On June 7, 1949, McKibbin was in Washington, D.C., for a Smith College reunion, and went to watch Oppenheimer appear before the House Un-American Activities Committee, sitting beside Anne Wilson Marks, who had succeeded Priscilla Greene as Oppenheimer's secretary at the Los Alamos Laboratory.[38] In May 1950, Sylvia Crouch alleged that Oppenheimer had conducted secret communist meetings at his home in Berkeley in July 1941. McKibbin conducted a meticulous investigation that produced a detailed paper trail demonstrating that Oppenheimer was in Santa Fe at the time. In April and May 1954, the Atomic Energy Commission conducted the Oppenheimer security hearing, which resulted in the loss of Oppenheimer's security clearance. When Edward Teller, who had testified against Oppenheimer, next appeared at Los Alamos, McKibbin gave him an icy reception.[39]
The Santa Fe office closed on June 28, 1963, and McKibbin retired. There was a brief ceremony conducted by Bradbury, who presented a memorial plaque. When Oppenheimer was awarded the Atomic Energy Commission's Enrico Fermi Award in 1963, he invited McKibbin to join him at the White House reception. She intended to do so, but the assassination of President John F. Kennedy, whom she had met when he toured Los Alamos on December 7, 1962, cast a pall over the event, and she decided not to attend. Oppenheimer received the award from the new President, Lyndon B. Johnson.[40]

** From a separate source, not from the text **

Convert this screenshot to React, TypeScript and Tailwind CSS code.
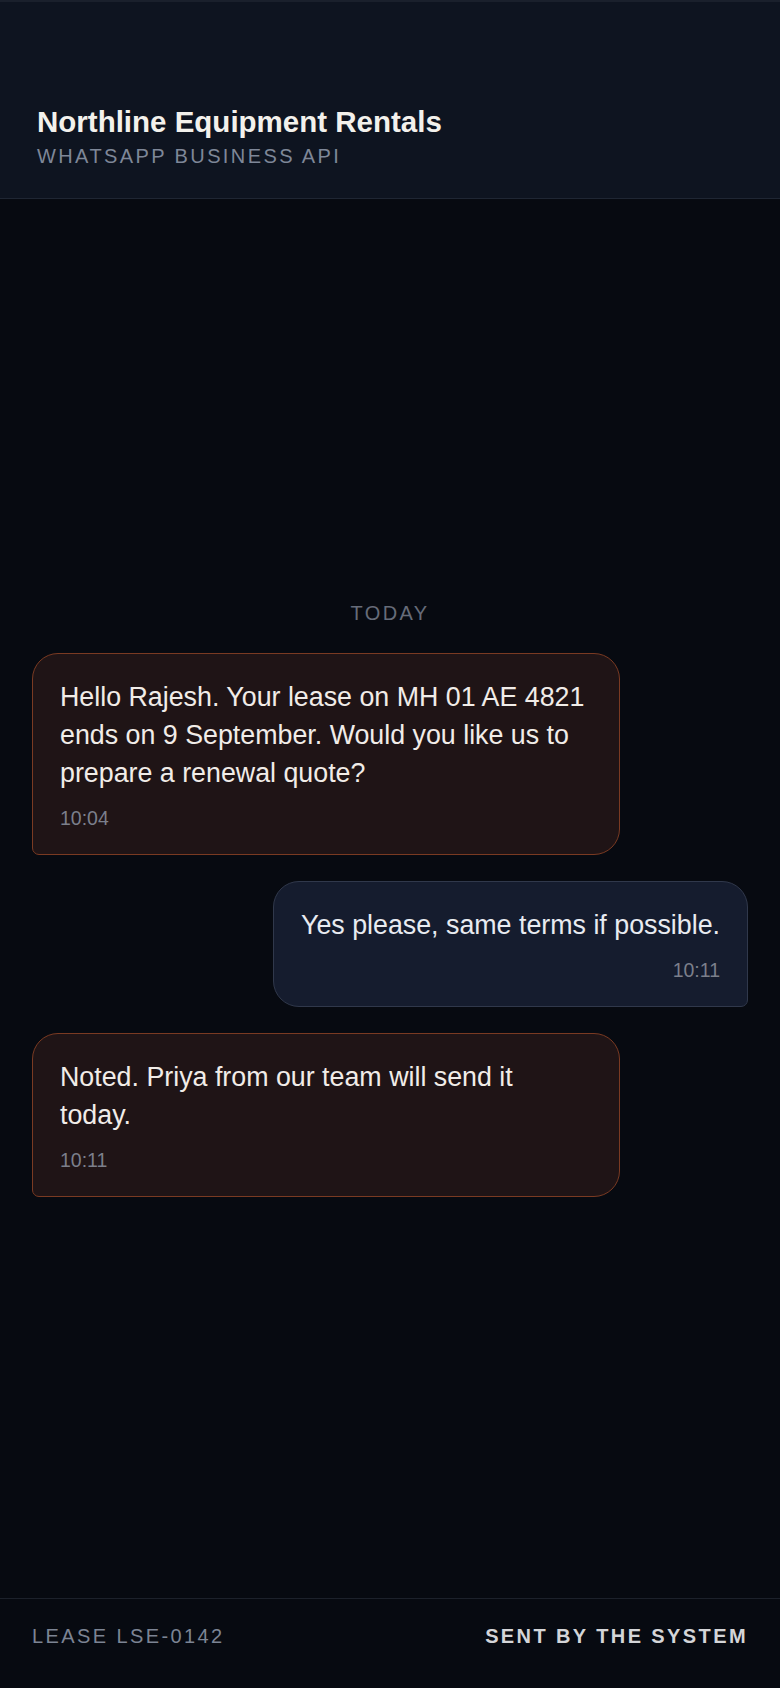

McKibbin's eyesight began to fail in the 1950s. She had cataract operations in 1952, and thereafter needed to wear thick glasses.[41] She died at her home in Santa Fe on December 17, 1985.[42] She was buried in the Santa Fe Memorial Gardens.[43] Dorothy McKibbin Hall at the Los Alamos Historical Museum is named after her. The entrance to the hall is the actual gate that was at 109 East Palace.[44]